Peter Wehner writes about some new polling data released by Democratic pollster Stanley Greenberg that shows the Democrats could be in even deeper trouble in 2012 than they were in 2010. Here is the National Journal story about the new data that surveys 60 Republican-held battleground House districts. The data indicates continuing poor approval ratings for the President, but the current incumbents aren't terribly popular, either. Still, it does not seem to be a generally anti-incumbent feeling. Currently I am researching the phenomenon of mid-term loss (the President's party almost always loses House seats in a mid-term election) and I am now heading down the path of looking specifically at how and why realigning elections happen, specifically when the House changes hands and remains in one party's control for a decade or more. It appears that these changes often happen over a multi-election cycle.
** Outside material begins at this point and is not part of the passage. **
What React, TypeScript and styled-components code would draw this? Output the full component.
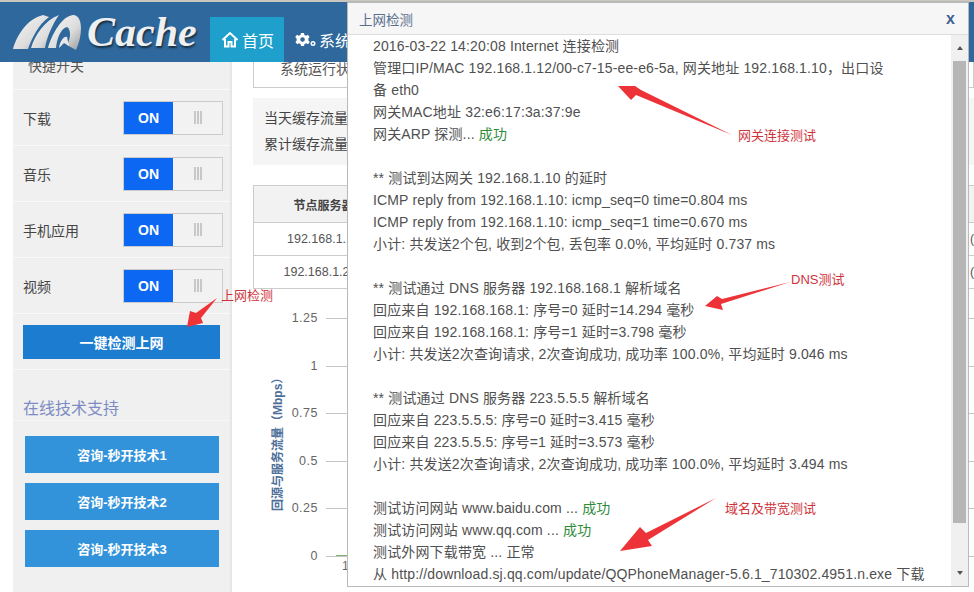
import styled, { createGlobalStyle } from "styled-components";

const GlobalStyle = createGlobalStyle`
  html, body {
    margin: 0;
    padding: 0;
    background: #fff;
  }
  body {
    font-family: "Liberation Sans", "Noto Sans CJK SC", sans-serif;
    color: #333;
  }
`;

const Page = styled.div`
  position: relative;
  width: 974px;
  height: 592px;
  overflow: hidden;
  background: #fff;
`;

const Header = styled.header`
  height: 62px;
  box-sizing: border-box;
  border-top: 2px solid #c9c7bd;
  background: #2f689c;
  display: flex;
  align-items: flex-end;
  padding-left: 13px;
  position: relative;
  z-index: 2;
`;

const Logo = styled.div`
  width: 197px;
  height: 60px;
  display: flex;
  align-items: center;
  gap: 6px;
  svg {
    flex: none;
  }
`;

const LogoText = styled.span`
  font-family: "Liberation Serif", serif;
  font-style: italic;
  font-weight: bold;
  font-size: 42px;
  color: #eef0f2;
  text-shadow: 1px 2px 2px rgba(20, 30, 40, 0.8);
`;

const NavItem = styled.div<{ $active?: boolean }>`
  height: 45px;
  padding: 0 10px 0 11px;
  display: flex;
  align-items: center;
  gap: 3px;
  font-size: 16px;
  color: #fff;
  background: ${(props) => (props.$active ? "#1f9fcb" : "transparent")};
`;

const Layout = styled.div`
  display: flex;
  height: 530px;
`;

const Sidebar = styled.aside`
  width: 219px;
  margin-left: 13px;
  margin-top: -28px;
  background: #f0f0f0;
  border-right: 2px solid #e6e6e6;
  box-sizing: border-box;
  display: flex;
  flex-direction: column;
`;

const Row = styled.div`
  height: 56px;
  box-sizing: border-box;
  flex: none;
  display: flex;
  align-items: center;
  justify-content: space-between;
  padding: 0 7px 0 10px;
  border-bottom: 1px solid #fafafa;
  font-size: 14px;
  color: #444;
`;

const QuickTitle = styled(Row)`
  align-items: flex-end;
  padding: 0 0 14px 15px;
  color: #555;
`;

const Toggle = styled.div`
  width: 100px;
  height: 34px;
  box-sizing: border-box;
  border: 1px solid #ccc;
  display: flex;
`;

const ToggleOn = styled.div`
  width: 49px;
  background: #0c68f2;
  color: #fff;
  font-weight: bold;
  font-size: 14px;
  display: flex;
  align-items: center;
  justify-content: center;
`;

const ToggleOff = styled.div`
  flex: 1;
  background: #f2f2f2;
  display: flex;
  align-items: center;
  justify-content: center;
`;

const Grip = styled.i`
  display: block;
  width: 8px;
  height: 13px;
  background: repeating-linear-gradient(
    to right,
    #c8c8c8 0 2px,
    #f2f2f2 2px 3px
  );
`;

const CheckButton = styled.div`
  width: 197px;
  height: 34px;
  background: #1b7cd0;
  color: #fff;
  font-weight: bold;
  font-size: 14px;
  display: flex;
  align-items: center;
  justify-content: center;
`;

const SupportTitle = styled.div`
  flex: none;
  height: 51px;
  box-sizing: border-box;
  padding: 29px 0 0 10px;
  font-size: 16px;
  line-height: 20px;
  color: #7d8cc4;
  border-bottom: 1px solid #f6f6f6;
`;

const SupportList = styled.div`
  display: flex;
  flex-direction: column;
  gap: 10px;
  padding: 15px 0 0 12px;
`;

const SupportButton = styled.div`
  width: 194px;
  height: 37px;
  background: #3293da;
  color: #fff;
  font-weight: bold;
  font-size: 13px;
  display: flex;
  align-items: center;
  justify-content: center;
`;

const Main = styled.main`
  flex: 1;
  padding-left: 21px;
  overflow: hidden;
  min-width: 0;
`;

const StatusTitle = styled.div`
  height: 26px;
  box-sizing: border-box;
  border: 1px solid #ccc;
  border-top: none;
  padding-left: 26px;
  font-size: 14px;
  line-height: 14px;
  color: #555;
`;

const Stats = styled.div`
  margin-top: 10px;
  height: 67px;
  background: #f5f5f5;
  box-sizing: border-box;
  padding: 7px 11px 0;
  font-size: 14px;
  line-height: 26px;
  color: #444;
`;

const Table = styled.table`
  margin-top: 20px;
  width: 730px;
  table-layout: fixed;
  border-collapse: collapse;
  font-size: 12.5px;
  color: #555;
  th {
    height: 36px;
    background: #f2f2f2;
    font-size: 12px;
    color: #444;
  }
  td {
    height: 32px;
    text-align: center;
  }
  th,
  td {
    border: 1px solid #ccc;
    padding: 0;
    white-space: nowrap;
    overflow: hidden;
  }
`;

const NodeCol = styled.col`
  width: 140px;
`;

const StateCol = styled.col`
  width: 574px;
`;

const RateCell = styled.td`
  && {
    text-align: left;
    padding-left: 2px;
  }
`;

const Chart = styled.div`
  position: relative;
  height: 300px;
  width: 721px;
`;

const AxisTitle = styled.div`
  position: absolute;
  left: -43px;
  top: 147px;
  width: 136px;
  height: 14px;
  line-height: 14px;
  transform: rotate(-90deg);
  font-size: 12px;
  font-weight: bold;
  color: #4d6f99;
  white-space: nowrap;
`;

const Tick = styled.div<{ $y: number }>`
  position: absolute;
  top: ${(props) => props.$y}px;
  left: 0;
  right: 0;
  display: flex;
  align-items: center;
  gap: 8px;
  font-size: 12.5px;
  letter-spacing: 0.5px;
  color: #666;
  line-height: 14px;
  &::after {
    content: "";
    flex: 1;
    height: 1px;
    background: #c4c4c4;
  }
`;

const TickLabel = styled.span`
  width: 65px;
  text-align: right;
`;

const SeriesStart = styled.div`
  position: absolute;
  left: 83px;
  top: 266px;
  width: 12px;
  height: 1px;
  background: #7cb56b;
`;

const XLabel = styled.span`
  position: absolute;
  left: 89px;
  top: 270px;
  font-size: 12px;
  line-height: 14px;
  color: #666;
`;

const Modal = styled.section`
  position: absolute;
  left: 347px;
  top: 1px;
  width: 622px;
  height: 586px;
  box-sizing: border-box;
  border: 1px solid #b9b9b9;
  border-top-width: 2px;
  background: #fff;
  z-index: 5;
  display: flex;
  flex-direction: column;
`;

const ModalHeader = styled.div`
  height: 32px;
  flex: none;
  box-sizing: border-box;
  background: #f6f6f6;
  border-bottom: 1px solid #ddd;
  display: flex;
  align-items: center;
  justify-content: space-between;
  padding: 0 13px 0 11px;
  font-size: 13.5px;
  color: #5a7090;
`;

const CloseX = styled.span`
  font-size: 16px;
  font-weight: bold;
  color: #3f6391;
`;

const ModalBody = styled.div`
  flex: 1;
  min-height: 0;
  display: flex;
`;

const LogText = styled.div`
  flex: 1;
  overflow: hidden;
  padding-left: 25px;
  font-size: 14px;
  letter-spacing: 0.15px;
  line-height: 22px;
  color: #505050;
`;

const LogLine = styled.div`
  height: 22px;
  white-space: nowrap;
`;

const Ok = styled.span`
  color: #2e8b3a;
`;

const Scrollbar = styled.div`
  width: 17px;
  flex: none;
  background: #f0f0f0;
  display: flex;
  flex-direction: column;
  align-items: center;
`;

const ScrollArrow = styled.div<{ $down?: boolean }>`
  height: 26px;
  width: 100%;
  flex: none;
  display: flex;
  align-items: center;
  justify-content: center;
  &::before {
    content: "";
    border-left: 3.5px solid transparent;
    border-right: 3.5px solid transparent;
    ${(props) =>
      props.$down
        ? "border-top: 4px solid #555;"
        : "border-bottom: 4px solid #555;"}
  }
`;

const ScrollThumb = styled.div`
  width: 13px;
  height: 462px;
  flex: none;
  background: #b6b6b6;
`;

const ScrollGap = styled.div`
  flex: 1;
`;

const Markup = styled.svg`
  position: absolute;
  left: 0;
  top: 0;
  z-index: 6;
  pointer-events: none;
`;

const Note = styled.span<{ $x: number; $y: number }>`
  position: absolute;
  left: ${(props) => props.$x}px;
  top: ${(props) => props.$y}px;
  z-index: 7;
  font-size: 13px;
  line-height: 15px;
  color: #d0343c;
  white-space: nowrap;
`;

const switches = ["下载", "音乐", "手机应用", "视频"];
const support = ["咨询-秒开技术1", "咨询-秒开技术2", "咨询-秒开技术3"];
const ticks = [
  ["1.25", 22],
  ["1", 70],
  ["0.75", 117],
  ["0.5", 165],
  ["0.25", 212],
  ["0", 260],
] as const;

const logLines: (string | { text: string; ok: string })[] = [
  "2016-03-22 14:20:08 Internet 连接检测",
  "管理口IP/MAC 192.168.1.12/00-c7-15-ee-e6-5a, 网关地址 192.168.1.10，出口设",
  "备 eth0",
  "网关MAC地址 32:e6:17:3a:37:9e",
  { text: "网关ARP 探测... ", ok: "成功" },
  "",
  "** 测试到达网关 192.168.1.10 的延时",
  "ICMP reply from 192.168.1.10: icmp_seq=0 time=0.804 ms",
  "ICMP reply from 192.168.1.10: icmp_seq=1 time=0.670 ms",
  "小计: 共发送2个包, 收到2个包, 丢包率 0.0%, 平均延时 0.737 ms",
  "",
  "** 测试通过 DNS 服务器 192.168.168.1 解析域名",
  "回应来自 192.168.168.1: 序号=0 延时=14.294 毫秒",
  "回应来自 192.168.168.1: 序号=1 延时=3.798 毫秒",
  "小计: 共发送2次查询请求, 2次查询成功, 成功率 100.0%, 平均延时 9.046 ms",
  "",
  "** 测试通过 DNS 服务器 223.5.5.5 解析域名",
  "回应来自 223.5.5.5: 序号=0 延时=3.415 毫秒",
  "回应来自 223.5.5.5: 序号=1 延时=3.573 毫秒",
  "小计: 共发送2次查询请求, 2次查询成功, 成功率 100.0%, 平均延时 3.494 ms",
  "",
  { text: "测试访问网站 www.baidu.com ... ", ok: "成功" },
  { text: "测试访问网站 www.qq.com ... ", ok: "成功" },
  "测试外网下载带宽 ... 正常",
  "从 http://download.sj.qq.com/update/QQPhoneManager-5.6.1_710302.4951.n.exe 下载",
];

function App() {
  return (
    <Page>
      <GlobalStyle />
      <Header>
        <Logo>
          <svg width="68" height="37" viewBox="0 0 68 37">
            <defs>
              <linearGradient id="arch" x1="0" y1="0" x2="1" y2="1">
                <stop offset="0" stopColor="#f8f8f8" />
                <stop offset="0.6" stopColor="#dcdcdc" />
                <stop offset="1" stopColor="#9a9a9a" />
              </linearGradient>
            </defs>
            <path d="M0 35C4 21 14 5 30 1L36 3C25 11 19 24 15 35Z" fill="url(#arch)" />
            <path d="M18 34C22 21 31 7 46 1C39 11 34 23 32 34Z" fill="url(#arch)" />
            <path
              d="M35 34C39 20 49 2 60 1C66 1 68 8 68 14C68 22 66 29 63 36L54 31C58 24 58 15 54 13C47 15 44 25 43 34Z"
              fill="url(#arch)"
            />
            <path d="M46 34C47 27 51 22 54 23L56 32L51 29Z" fill="#e8e8e8" />
          </svg>
          <LogoText>Cache</LogoText>
        </Logo>
        <NavItem $active>
          <svg
            width="18"
            height="17"
            viewBox="0 0 18 17"
            fill="none"
            stroke="#fff"
            strokeWidth="2"
          >
            <path d="M1.5 9L9 2L16.5 9" />
            <path d="M4 8V15.5H7.5V11H10.5V15.5H14V8" />
          </svg>
          首页
        </NavItem>
        <NavItem>
          <svg width="21" height="16" viewBox="0 0 21 16" fill="#fff">
            <path
              fillRule="evenodd"
              d="M6 1H9L9.4 3L11 3.8L12.8 2.8L14.6 5L13.3 6.5L13.4 8.5L14.8 10L13 12.2L11.2 11.3L9.5 12L9 14H6L5.6 12L4 11.2L2.2 12.2L.4 10L1.7 8.5L1.6 6.5L.2 5L2 2.8L3.8 3.7L5.5 3ZM7.5 5.2A2.3 2.3 0 1 0 7.6 9.8A2.3 2.3 0 1 0 7.5 5.2Z"
            />
            <path
              fillRule="evenodd"
              d="M18 9A2.5 2.5 0 1 0 18 14A2.5 2.5 0 1 0 18 9ZM18 10.5A1 1 0 1 1 18 12.5A1 1 0 1 1 18 10.5Z"
            />
          </svg>
          系统
        </NavItem>
      </Header>
      <Layout>
        <Sidebar>
          <QuickTitle>快捷开关</QuickTitle>
          {switches.map((name) => (
            <Row key={name}>
              {name}
              <Toggle>
                <ToggleOn>ON</ToggleOn>
                <ToggleOff>
                  <Grip />
                </ToggleOff>
              </Toggle>
            </Row>
          ))}
          <Row>
            <CheckButton>一键检测上网</CheckButton>
          </Row>
          <SupportTitle>在线技术支持</SupportTitle>
          <SupportList>
            {support.map((name) => (
              <SupportButton key={name}>{name}</SupportButton>
            ))}
          </SupportList>
        </Sidebar>
        <Main>
          <StatusTitle>系统运行状态</StatusTitle>
          <Stats>
            <div>当天缓存流量</div>
            <div>累计缓存流量</div>
          </Stats>
          <Table>
            <colgroup>
              <NodeCol />
              <StateCol />
              <col />
            </colgroup>
            <thead>
              <tr>
                <th>节点服务器</th>
                <th>状态</th>
                <th>&nbsp;</th>
              </tr>
            </thead>
            <tbody>
              <tr>
                <td>192.168.1.10</td>
                <td>&nbsp;</td>
                <RateCell>(8</RateCell>
              </tr>
              <tr>
                <td>192.168.1.200</td>
                <td>&nbsp;</td>
                <RateCell>(8</RateCell>
              </tr>
            </tbody>
          </Table>
          <Chart>
            <AxisTitle>回源与服务流量（Mbps）</AxisTitle>
            {ticks.map(([label, y]) => (
              <Tick key={label} $y={y}>
                <TickLabel>{label}</TickLabel>
              </Tick>
            ))}
            <SeriesStart />
            <XLabel>1</XLabel>
          </Chart>
        </Main>
      </Layout>
      <Modal>
        <ModalHeader>
          上网检测
          <CloseX>x</CloseX>
        </ModalHeader>
        <ModalBody>
          <LogText>
            {logLines.map((line, i) =>
              typeof line === "string" ? (
                <LogLine key={i}>{line}</LogLine>
              ) : (
                <LogLine key={i}>
                  {line.text}
                  <Ok>{line.ok}</Ok>
                </LogLine>
              )
            )}
          </LogText>
          <Scrollbar>
            <ScrollArrow />
            <ScrollThumb />
            <ScrollGap />
            <ScrollArrow $down />
          </Scrollbar>
        </ModalBody>
      </Modal>
      <Markup width="974" height="592" viewBox="0 0 974 592">
        <g fill="#ee3338">
          <path d="M217 298L196 313L190 311L187 327L203 323L201 318Z" />
          <path d="M732 135L641 90L635 86L618 86L631 100L636 95Z" />
          <path d="M790 282L722 299L717 296L705 306L723 310L721 304Z" />
          <path d="M716 498L646 533L640 527L620 551L652 546L648 540Z" />
        </g>
      </Markup>
      <Note $x={221} $y={288}>上网检测</Note>
      <Note $x={738} $y={128}>网关连接测试</Note>
      <Note $x={791} $y={272}>DNS测试</Note>
      <Note $x={725} $y={501}>域名及带宽测试</Note>
    </Page>
  );
}

export default App;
After the stock market crash of 1929 the Democrats made big gains in 1930, falling just short of winning control of the House. Then, famously, FDR and the Democrats gained a crushing landslide victory in 1932. But the wave continued even into 1934 with the Democrats gaining a few more House seats, the first time since the Civil War that the President's party won seats in a midterm election. 2010 could be just the first in a series of GOP wave elections that might hand them control in Washington for the next decade or more.
Sean Trende examines the U.S. Senate electoral landscape for 2012 and finds the odds seem to favor a GOP takeover. If I am correct and 2012 continues the 2010 wave, then the GOP may end up with a 55-45 split or better.
Jay Cost gives us a history lesson about the Southern realignment.